I worked a lot on playing “clean” power chords, which means when I pick each string slowly I get a clean note. I wasn’t succeeding very well, and this is partly because I’m rusty and partly because I was always a little sloppy with power chords, since there’s usually so much distortion and effect on the guitar, most people can’t tell. But Brian May is playing it clean, so I’m going to try to do the same.

The arpeggios are going to take some time, but in my brief practice today, I did not feel they were out of reach, and that has given me a much needed sense of confidence on my first day of practice.

Solo #1 Queen We Will Rock You 1:20-2:01

Listen to the song first.

This is a replica of Brian May’s “Red Special”, a hand-made guitar that he and his father constructed in 1963. There’s an excellent article about it’s construction on Wikipedia. He used it to play probably the most well-known rock guitar solo ever recorded, the blistering last 41 seconds of We Will Rock You.
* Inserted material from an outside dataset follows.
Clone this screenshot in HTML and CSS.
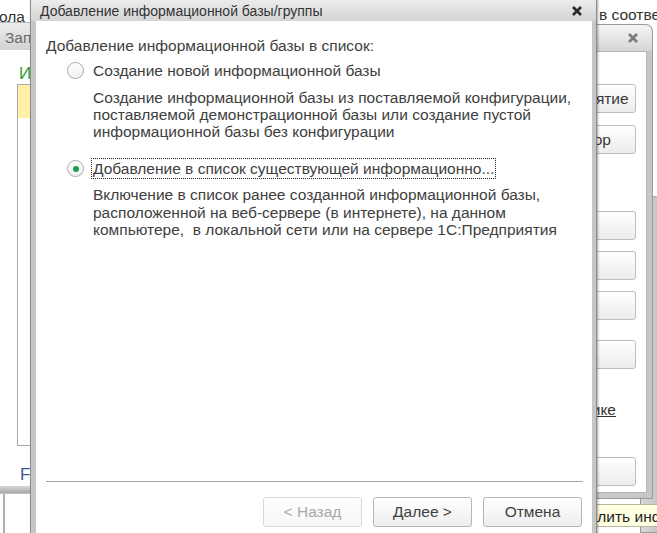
FILE: index.html
```html
<!DOCTYPE html>
<html lang="ru">
<head>
  <meta charset="UTF-8" />
  <title>Добавление информационной базы/группы</title>
  <link rel="stylesheet" href="styles.css">
</head>
<body>

  <div class="desk">

    <!-- main window behind -->
    <div class="main-strip">
      <div class="strip-left"><span>протокола</span></div>
      <div class="strip-right">в соответствии с настройками</div>
    </div>

    <div class="back-left">
      <div class="tabbar"><span>Запуск 1С:Предприятия</span></div>
      <div class="pane">
        <div class="pane-title">Информационные базы</div>
        <div class="list"><div class="list-row selected"></div></div>
        <div class="pane-path">File</div>
      </div>
      <div class="grid-bar"></div>
      <div class="grid-cells"><span></span><span></span></div>
    </div>

    <div class="back-frame"></div>

    <div class="launcher">
      <div class="win-title">
        <svg class="close" width="12" height="12" viewBox="0 0 12 12"><path d="M2 2L10 10M10 2L2 10" stroke="#7a7a7a" stroke-width="2.6"/></svg>
      </div>
      <div class="launcher-body">
        <button class="lbtn">1С:Предприятие</button>
        <button class="lbtn">Конфигуратор</button>
        <button class="lbtn group">Добавить...</button>
        <button class="lbtn">Изменить...</button>
        <button class="lbtn tight">Удалить</button>
        <button class="lbtn spaced">Настройка...</button>
        <a class="llink" href="#">в справочнике</a>
        <button class="lbtn bottom">Выход</button>
      </div>
    </div>

    <div class="tooltip">Удалить информационную базу</div>

    <!-- dialog -->
    <div class="dialog">
      <div class="dlg-title">
        <span>Добавление информационной базы/группы</span>
        <svg class="close" width="12" height="12" viewBox="0 0 12 12"><path d="M2 2L10 10M10 2L2 10" stroke="#2b2b2b" stroke-width="2.6"/></svg>
      </div>
      <div class="dlg-body">
        <div class="dlg-content">
          <p class="lead">Добавление информационной базы в список:</p>

          <div class="option">
            <span class="radio"></span>
            <span class="opt-label">Создание новой информационной базы</span>
          </div>
          <p class="opt-desc">Создание информационной базы из поставляемой конфигурации,<br>поставляемой демонстрационной базы или создание пустой<br>информационной базы без конфигурации</p>

          <div class="option second">
            <span class="radio checked"></span>
            <span class="opt-label focused">Добавление в список существующей информационно...</span>
          </div>
          <p class="opt-desc last">Включение в список ранее созданной информационной базы,<br>расположенной на веб-сервере (в интернете), на данном<br>компьютере,&nbsp; в локальной сети или на сервере 1С:Предприятия</p>
        </div>

        <div class="dlg-sep"></div>

        <div class="dlg-buttons">
          <button class="btn" disabled>&lt; Назад</button>
          <button class="btn">Далее &gt;</button>
          <button class="btn">Отмена</button>
        </div>
      </div>
    </div>

  </div>

</body>
</html>
```

FILE: styles.css
```css
* { box-sizing: border-box; margin: 0; padding: 0; }

body {
  font-family: "Liberation Sans", Arial, sans-serif;
  font-size: 15.5px;
  color: #404040;
  background: #fff;
}

.desk {
  position: relative;
  width: 657px;
  height: 533px;
  overflow: hidden;
  background: #fff;
}

/* ---- background windows ---- */

.main-strip {
  display: flex;
  height: 23px;
  color: #333;
  white-space: nowrap;
  line-height: 17px;
}

.strip-left {
  width: 25px;
  overflow: hidden;
  display: flex;
  justify-content: flex-end;
  padding-top: 8px;
}

.strip-right {
  margin-left: auto;
  width: 59px;
  overflow: hidden;
  padding: 6px 0 0 1px;
}

.back-left {
  position: absolute;
  left: 0;
  top: 22px;
  width: 40px;
  height: 511px;
  display: flex;
  flex-direction: column;
}

.tabbar {
  height: 28px;
  border-top: 1px solid #b8b8b8;
  background: linear-gradient(#ececec, #d2d2d2);
  color: #6a6a6a;
  padding: 6px 0 0 5px;
  white-space: nowrap;
  overflow: hidden;
}

.pane {
  flex: 1;
  padding: 14px 0 0 17px;
  white-space: nowrap;
  overflow: hidden;
}

.pane-title {
  color: #29a03a;
  font-size: 17px;
  padding-left: 2px;
  height: 20px;
}

.list {
  height: 362px;
  border: 1px solid #a8a8a8;
  border-right: none;
  background: #fff;
}

.list-row.selected {
  height: 33px;
  background: #fff0a6;
}

.pane-path {
  color: #3c5894;
  font-size: 17px;
  padding: 19px 0 0 3px;
}

.grid-bar {
  height: 7px;
  margin-top: 2px;
  background: linear-gradient(#d8d8d8, #a8a8a8);
}

.grid-cells {
  height: 40px;
  display: flex;
  border-top: 1px solid #c0c0c0;
}

.grid-cells span {
  width: 18px;
  border-left: 1px solid #b0b0b0;
}

.grid-cells span:first-child {
  width: 4px;
  border-left: none;
  border-right: 1px solid #b0b0b0;
}

.back-frame {
  position: absolute;
  left: 640px;
  top: 196px;
  width: 20px;
  height: 337px;
  border: 1px solid #9a9a9a;
  border-radius: 6px 6px 0 0;
  background: linear-gradient(90deg, #d8d8d8, #c4c4c4);
}

.launcher {
  position: absolute;
  left: 478px;
  top: 24px;
  width: 175px;
  height: 475px;
  border: 1px solid #9a9a9a;
  border-radius: 0 7px 0 0;
  background: linear-gradient(90deg, #d2d2d2, #c6c6c6);
  padding: 0 5px 5px 5px;
  display: flex;
  flex-direction: column;
}

.win-title {
  height: 26px;
  flex-shrink: 0;
  margin: 0 -5px;
  border-radius: 0 7px 0 0;
  background: linear-gradient(#f4f4f4, #d6d6d6);
  display: flex;
  justify-content: flex-end;
  align-items: center;
  padding-right: 13px;
}

.launcher-body {
  flex: 1;
  background: #fff;
  border: 1px solid #b4b4b4;
  display: flex;
  flex-direction: column;
  align-items: flex-end;
  padding: 32px 10px 0 0;
  overflow: hidden;
}

.lbtn {
  flex-shrink: 0;
  width: 136px;
  height: 29px;
  font-family: inherit;
  font-size: 15.5px;
  color: #3a3a3a;
  text-align: left;
  padding-left: 8px;
  border: 1px solid #bdbdbd;
  border-radius: 3px;
  background: linear-gradient(#ffffff, #ececec);
  margin-bottom: 12px;
}

.lbtn.group { margin-top: 45px; margin-bottom: 11px; }
.lbtn.tight { margin-top: -1px; margin-bottom: 20px; }
.lbtn.spaced { margin-bottom: 32px; }
.lbtn.bottom { margin-top: 39px; }

.llink {
  flex-shrink: 0;
  width: 136px;
  line-height: 17px;
  text-align: right;
  padding-right: 20px;
  color: #333;
  white-space: nowrap;
}

.tooltip {
  position: absolute;
  left: 568px;
  top: 504px;
  width: 100px;
  height: 23px;
  background: #ffffe1;
  border: 1px solid #b8b8a0;
  color: #222;
  padding: 3px 0 0 2px;
  white-space: nowrap;
  overflow: hidden;
}

/* ---- dialog ---- */

.dialog {
  position: absolute;
  left: 30px;
  top: 0;
  width: 567px;
  height: 541px;
  border-left: 1px solid #8c8c8c;
  border-right: 1px solid #8c8c8c;
  background: linear-gradient(90deg, #c6c6c6, #d2d2d2 50%, #c6c6c6);
  box-shadow: 1px 0 2px rgba(0, 0, 0, 0.35);
  display: flex;
  flex-direction: column;
}

.dlg-title {
  height: 21px;
  background: linear-gradient(#ececec, #d4d4d4);
  display: flex;
  align-items: center;
  justify-content: space-between;
  padding: 0 13px 0 9px;
  font-size: 14px;
  color: #333;
}

.dlg-body {
  flex: 1;
  margin: 0 4px 0 5px;
  background: #fff;
  display: flex;
  flex-direction: column;
  padding: 0 9px 14px 10px;
}

.dlg-content {
  flex: 1;
  padding-top: 16px;
  line-height: 17px;
}

.lead {
  margin-bottom: 6px;
}

.option {
  display: flex;
  align-items: center;
  padding-left: 21px;
}

.option.second {
  margin-top: 18px;
}

.radio {
  width: 17px;
  height: 17px;
  border: 1px solid #a9a9a9;
  border-radius: 50%;
  background: linear-gradient(#ffffff, #f0f0f0);
  display: flex;
  align-items: center;
  justify-content: center;
  margin-right: 9px;
}

.radio.checked::after {
  content: "";
  width: 6px;
  height: 6px;
  border-radius: 50%;
  background: #1c9e4b;
}

.opt-label {
  padding: 1px 1px;
  border: 1px dotted transparent;
  margin-left: -2px;
}

.opt-label.focused {
  border-color: #222;
}

.opt-desc {
  padding-left: 47px;
  margin-top: 8px;
}

.opt-desc.last {
  margin-top: 7px;
  line-height: 17.5px;
}

.dlg-sep {
  height: 1px;
  background: #a6a6a6;
}

.dlg-buttons {
  display: flex;
  justify-content: flex-end;
  gap: 11px;
  margin-top: 15px;
  padding-right: 1px;
}

.btn {
  width: 99px;
  height: 30px;
  font-family: inherit;
  font-size: 15.5px;
  color: #404040;
  border: 1px solid #b6b6b6;
  border-radius: 3px;
  background: linear-gradient(#ffffff, #ededed);
}

.btn:disabled {
  color: #a9a9a9;
  border-color: #d8d8d8;
  background: linear-gradient(#ffffff, #f6f6f6);
}
```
I remember sitting in our family room, shortly after we had moved to Texas. It must have been sometime in 1979, and my Dad was putting a record on. He handed me the cover of the album he was about to play. It was a painting of a confused-looking giant robot apparently murdering the members of the band as they dangled from his hand. Not particularly shocking these days, but I remember thinking of it as exotic and cool.

Then I heard We Will Rock You for the first time. The tribal beat and raw, stream-of-consciousness vocals were unlike anything I’d heard before. Behind the final chorus grew a single resonant note, building with the vocal crescendo, and evolving into a raunchy solo that was so tight and perfect, while at the same time reckless and raw. I listened to that song over and over again as a kid.

Later, the chorus of the song became a cliché, to be banished to the purgatory of professional sporting events, with AC/DC and Bachman Turner Overdrive. But the solo has always remained separate and beyond reproach, rarely played and yet always remaining shocking in it’s simplicity and uniqueness.

I picked this as my first solo to learn not because it’s the easiest, but because it represents the perfect beginning to this project — an homage to one of my favorite bands and their amazing guitarist, Brian May.  And I picked it because it’s short.

Resources

To learn this solo, I’m using the following web resources:

Tabs: http://www.ultimate-guitar.com/tabs/q/queen/we_will_rock_you_solo_tab.htm

Instructional Video: http://www.youtube.com/watch?v=dZ70BVAIkj0

Backing Track: http://www.guitarbackingtrack.com/play/queen/we_will_rock_you_(2).htm

Inspiration

Here’s a girl playing the solo very well. She says it’s the first solo she learned, and she’s got a full YouTube channel of solos that’s she’s covered.

The original music video. Classic Freddie Mercury in star-shaped shades.

Queen performing it live at Wembley Stadium in 1986. Note Brian May’s extended solo at the end. I will not be learning this version.